The military lost these checks to Erdoğan and President Abdullah Gül, with some leverage still retained at the MGK through bi-monthly meetings. This is only a conjectural change, however, because the very archaic structures remained intact without the required institutional change to make them more democratic, transparent and accountable. In other words, the owners have changed but the very structure which the people of this country have been complaining about for so long has remained intact. What is more, there is no guarantee that a reversal of this shift back to the military will not happen again.

Instead of designing state structures based on principles and values with strong checks and balances, it feels like we are reshuffling power from one group to another. That creates huge resentment in many circles within Turkish society from liberals to conservatives because they feel they have been marginalized, stigmatized and discriminated against. Just as it was wrong for the military to forcefully impose neo-nationalist and hardcore secularist values on society, it would also be wrong for Erdoğan to try and force politically charged Islamist ideals upon Turkish society. Many worry that the Erdoğan government is tilting towards an Islamist agenda by using and abusing state structures entrusted to him by the people of this country.

The MGK, unlike its peer institutions in the US and Europe, is not an agency that helps the government formulate better policies to stem security challenges which the country is facing. It was set up by the military to mostly concentrate on domestic threats that might threaten the privileged position of generals. It deals with all security and non-security related issues, from defense to education. It was not surprising to see that the military-dominated MGK saw Kurds, Alevis, leftist groups, conservatives, liberals, non-Muslims and even Christian missionaries as a major threat to the survival of the Turkish state. In the eyes of the generals, everyone except for the elites in the establishment running the country is an enemy of the state.
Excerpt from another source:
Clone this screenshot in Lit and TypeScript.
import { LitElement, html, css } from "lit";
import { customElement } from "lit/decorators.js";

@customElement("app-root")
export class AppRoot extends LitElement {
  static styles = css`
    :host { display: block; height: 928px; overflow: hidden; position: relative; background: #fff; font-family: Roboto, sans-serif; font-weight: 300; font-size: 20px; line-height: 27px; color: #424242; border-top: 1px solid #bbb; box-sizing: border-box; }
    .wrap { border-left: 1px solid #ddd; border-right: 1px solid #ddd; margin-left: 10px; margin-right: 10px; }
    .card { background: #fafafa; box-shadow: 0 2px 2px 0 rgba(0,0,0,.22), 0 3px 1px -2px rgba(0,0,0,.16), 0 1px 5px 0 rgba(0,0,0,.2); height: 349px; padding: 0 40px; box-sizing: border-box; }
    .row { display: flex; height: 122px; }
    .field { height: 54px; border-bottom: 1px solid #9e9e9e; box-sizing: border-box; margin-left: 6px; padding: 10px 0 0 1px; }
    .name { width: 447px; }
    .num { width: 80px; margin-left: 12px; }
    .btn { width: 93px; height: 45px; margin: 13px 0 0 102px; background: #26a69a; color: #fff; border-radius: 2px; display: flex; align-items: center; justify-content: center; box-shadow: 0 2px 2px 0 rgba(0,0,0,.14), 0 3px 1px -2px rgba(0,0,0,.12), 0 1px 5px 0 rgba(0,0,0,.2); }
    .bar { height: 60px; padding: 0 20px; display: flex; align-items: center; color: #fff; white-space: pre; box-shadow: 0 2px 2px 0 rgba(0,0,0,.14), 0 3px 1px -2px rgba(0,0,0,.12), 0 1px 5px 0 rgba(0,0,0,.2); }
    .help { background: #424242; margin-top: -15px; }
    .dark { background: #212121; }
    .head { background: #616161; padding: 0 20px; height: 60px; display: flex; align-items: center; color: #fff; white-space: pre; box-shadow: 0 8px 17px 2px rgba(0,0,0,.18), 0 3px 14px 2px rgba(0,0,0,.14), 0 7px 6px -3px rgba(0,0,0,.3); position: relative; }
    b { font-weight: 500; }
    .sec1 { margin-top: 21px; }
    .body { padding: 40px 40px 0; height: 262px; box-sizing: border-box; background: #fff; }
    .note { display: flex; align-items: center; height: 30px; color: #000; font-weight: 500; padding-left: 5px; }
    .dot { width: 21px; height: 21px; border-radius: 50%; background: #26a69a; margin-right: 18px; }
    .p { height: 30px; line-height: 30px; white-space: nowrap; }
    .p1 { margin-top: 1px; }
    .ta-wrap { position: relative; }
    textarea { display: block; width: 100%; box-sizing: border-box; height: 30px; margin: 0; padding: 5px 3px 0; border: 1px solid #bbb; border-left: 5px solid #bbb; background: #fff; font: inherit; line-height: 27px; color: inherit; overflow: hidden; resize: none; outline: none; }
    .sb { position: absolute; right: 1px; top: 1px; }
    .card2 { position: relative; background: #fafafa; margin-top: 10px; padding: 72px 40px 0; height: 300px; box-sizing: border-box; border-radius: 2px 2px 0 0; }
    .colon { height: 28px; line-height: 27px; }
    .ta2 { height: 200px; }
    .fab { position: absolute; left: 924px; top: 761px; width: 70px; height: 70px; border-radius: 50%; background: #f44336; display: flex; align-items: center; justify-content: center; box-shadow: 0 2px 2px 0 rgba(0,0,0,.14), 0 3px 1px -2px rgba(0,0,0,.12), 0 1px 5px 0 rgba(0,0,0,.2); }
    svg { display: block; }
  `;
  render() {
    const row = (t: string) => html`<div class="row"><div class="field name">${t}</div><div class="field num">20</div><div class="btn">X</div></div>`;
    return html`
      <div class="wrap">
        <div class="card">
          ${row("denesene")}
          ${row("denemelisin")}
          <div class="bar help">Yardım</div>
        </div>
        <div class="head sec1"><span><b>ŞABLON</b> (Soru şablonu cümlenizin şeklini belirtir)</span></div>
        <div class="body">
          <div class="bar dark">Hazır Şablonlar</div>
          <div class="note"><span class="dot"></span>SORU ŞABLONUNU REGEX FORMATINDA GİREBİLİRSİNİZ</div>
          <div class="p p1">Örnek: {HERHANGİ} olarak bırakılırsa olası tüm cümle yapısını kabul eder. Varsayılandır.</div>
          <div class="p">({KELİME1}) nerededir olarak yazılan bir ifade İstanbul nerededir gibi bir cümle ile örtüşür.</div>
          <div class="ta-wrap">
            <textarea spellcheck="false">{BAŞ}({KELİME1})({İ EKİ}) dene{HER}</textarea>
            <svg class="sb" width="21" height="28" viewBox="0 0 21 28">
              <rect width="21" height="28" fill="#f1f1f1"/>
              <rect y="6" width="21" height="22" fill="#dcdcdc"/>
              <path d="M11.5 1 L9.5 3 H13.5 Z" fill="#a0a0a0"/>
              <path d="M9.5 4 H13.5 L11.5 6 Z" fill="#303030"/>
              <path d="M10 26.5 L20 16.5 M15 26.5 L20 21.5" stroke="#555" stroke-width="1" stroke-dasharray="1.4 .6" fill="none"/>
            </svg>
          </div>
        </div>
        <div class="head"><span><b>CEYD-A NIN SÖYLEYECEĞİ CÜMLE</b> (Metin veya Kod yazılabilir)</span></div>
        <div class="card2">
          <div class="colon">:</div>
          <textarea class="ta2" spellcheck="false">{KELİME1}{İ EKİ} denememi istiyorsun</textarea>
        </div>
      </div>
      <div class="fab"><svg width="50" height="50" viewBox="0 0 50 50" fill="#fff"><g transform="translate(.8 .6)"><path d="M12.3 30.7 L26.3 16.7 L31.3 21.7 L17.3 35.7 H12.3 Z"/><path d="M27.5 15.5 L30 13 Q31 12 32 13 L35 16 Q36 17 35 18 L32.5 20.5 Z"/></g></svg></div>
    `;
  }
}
In the light of this misplaced threat assessment, Fethullah Gülen, a well-respected Islamic scholar whose interfaith and intercultural teachings place special emphasis on education, was seen as a threat by the military-dominated MGK as well. He was not the only one among conservative groups who was wrongly targeted by the generals who eventually found themselves on the wrong side of the law with their secret plots to overthrow government in the landmark Ergenekon and Sledgehammer cases. Since the 1960 military coup, the military has always shown its deep mistrust of politicians and maintained persistent hostility against various groups in Turkey. No surprise there. But the growing body of evidence that Erdoğan's elected government may be taking a similar position is a somewhat unnerving development.
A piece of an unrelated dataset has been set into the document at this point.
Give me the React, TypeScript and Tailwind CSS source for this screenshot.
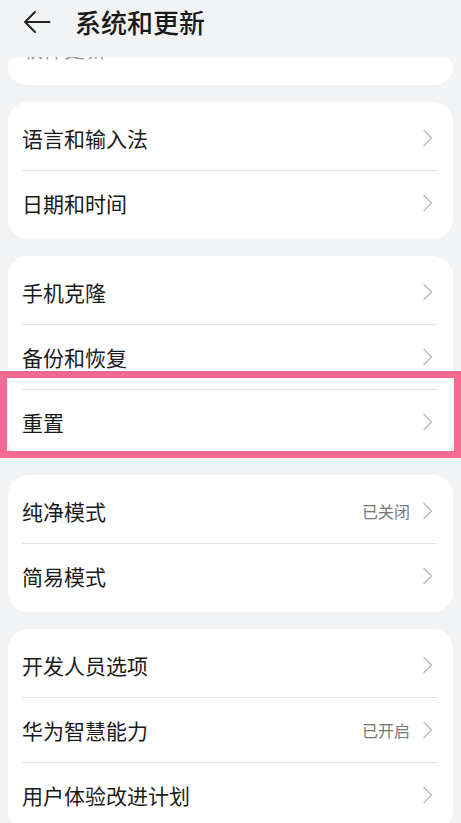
import React from "react";

type Item = { label: string; value?: string };

const groups: Item[][] = [
  [{ label: "语言和输入法" }, { label: "日期和时间" }],
  [{ label: "手机克隆" }, { label: "备份和恢复" }, { label: "重置" }],
  [{ label: "纯净模式", value: "已关闭" }, { label: "简易模式" }],
  [
    { label: "开发人员选项" },
    { label: "华为智慧能力", value: "已开启" },
    { label: "用户体验改进计划" },
  ],
];

function Chevron() {
  return (
    <svg width="12" height="20" viewBox="0 0 12 20" fill="none">
      <path
        d="M2 2.5 L9.5 10 L2 17.5"
        stroke="#bdbdbd"
        strokeWidth="1.6"
        strokeLinecap="round"
        strokeLinejoin="round"
      />
    </svg>
  );
}

function Row({ item }: { item: Item }) {
  return (
    <div className="flex h-[64px] items-center justify-between pl-[14px] pr-[19px]">
      <span className="text-[21px] leading-none text-[#1a1a1a]">{item.label}</span>
      <div className="flex items-center gap-[12px]">
        {item.value && (
          <span className="text-[16px] leading-none text-[#777]">{item.value}</span>
        )}
        <Chevron />
      </div>
    </div>
  );
}

export default function App() {
  return (
    <div className="min-h-[823px] overflow-hidden bg-[#f1f3f5] font-['Noto_Sans_CJK_SC','Noto_Sans',sans-serif]">
      {/* Header */}
      <div className="flex h-[57px] items-start px-[23px] pt-[6px]">
        <div className="flex h-[32px] items-center gap-[24px]">
          <svg width="28" height="24" viewBox="0 0 28 24" fill="none">
            <path
              d="M26.5 12 H2.5 M12 2 L2 12 L12 22"
              stroke="#222"
              strokeWidth="2"
              strokeLinecap="round"
              strokeLinejoin="round"
            />
          </svg>
          <span className="text-[26px] font-medium leading-none text-[#1a1a1a]">系统和更新</span>
        </div>
      </div>

      <div className="flex flex-col gap-[17px] px-[8px]">
        {/* scrolled-away card, only its lower edge is still visible */}
        <div className="h-[28px] overflow-hidden rounded-b-[20px] rounded-t-[10px] bg-white">
          <div className="h-[3px] overflow-hidden pl-[14px]">
            <div className="-mt-[19px] text-[21px] leading-none text-[#9a9a9a]">软件更新</div>
          </div>
        </div>

        {groups.map((group, gi) => (
          <div key={gi} className="relative rounded-[20px] bg-white py-[4px]">
            {group.map((item, i) => (
              <div key={item.label}>
                {i > 0 && <div className="ml-[14px] mr-[16px] h-px bg-[#e4e4e4]" />}
                <Row item={item} />
              </div>
            ))}
            {gi === 1 && (
              <div className="pointer-events-none absolute -left-[8px] -right-[8px] top-[115px] h-[87px] border-[7px] border-[#f36b93]" />
            )}
          </div>
        ))}
      </div>
    </div>
  );
}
The Taraf daily's report on Thursday that the ruling AK Party government signed on to a planned crackdown on the Hizmet (Gülen) movement in the MGK meeting of Aug. 25, 2004 has come as a shock to millions of people in Turkey. The secret plan committed the government to implementing a series of measures to curb the activities of the Gülen movement. It advised the government to adopt legal measures that would impose harsh penalties on Gülen-affiliated institutions while instructing the intelligence agency and the interior, foreign, finance and education ministries to monitor their activities. The two-page document was signed by Erdoğan, then-Foreign Minister Abdullah Gül, then-President Ahmet Necdet Sezer, Cabinet members, Chief of General Staff Gen. Hilmi Özkök, Land Forces Commander Aytaç Yalman, Naval Forces Commander Adm. Özden Örnek, Air Forces Commander Gen. İbrahim Fırtına and Gen. Şener Eruygur.

Taraf, Gulen Movement

The government took a defensive position against the background of this scandalous and shameful revelation, saying they did not act on the recommendations issued by the MGK although they admitted to the authenticity of the document. The opposition parties are up in arms against Erdoğan and have asked the government to explain itself. The main opposition Republican People's Party (CHP) accused the government of practicing two-faced politics contrary to what it preaches, while other opposition parties invited prosecutors to look into the matter. Erdoğan touts himself as a stand-up guy who took a strong position against military incursions into politics. But he signed the document at the MGK meeting, raising speculation that he wanted the state to crack down on the Hizmet movement, which he reportedly saw as a rival to his own Islamist agenda. It may very well be that there was mutual interest between Erdoğan and the military overlapping here.

Embarrassed by the leak and fearing a backlash from Gülen sympathizers, numbering in the millions, Yalçın Akdoğan, an AK Party deputy and a close aide to Erdoğan, denied that the government implemented the MGK decision, while Deputy Prime Minister Bülent Arınç said the government had never enacted the actions suggested against the Gülen movement and its manifestations. However, given that another deputy prime minister, Bekir Bozdağ, admitted on the record on Dec. 26, 2011 while responding to a parliamentary inquiry that the government had acted on two security-related suggestions from the MGK between 2007 and 2011, we do not know whether Erdoğan's government has actually implemented the suggestions of the 2004 MGK advisory. Bozdağ revealed that the government took two decisions, one on April 2, 2007 with a cabinet decision No. 2007/11958 and the other on Nov. 27, 2010 with cabinet decision No. 2010/1116, to satisfy the MGK's security decisions. Since these cabinet decisions are secret and not publicized, we do not know their content, but they raise fears that the old habits of an authoritarian government rule are still there.

The recent controversial move by Erdoğan to shut down privately run prep schools (some quarter of which are operated by Gülen-affiliated businesses) and increased scrutiny by government inspectors of schools, businesses and civic organizations which are seen as close to Gülen fuels suspicions that Erdoğan may have set out to finish off the Hizmet movement in Turkey, something which powerful generals failed to do.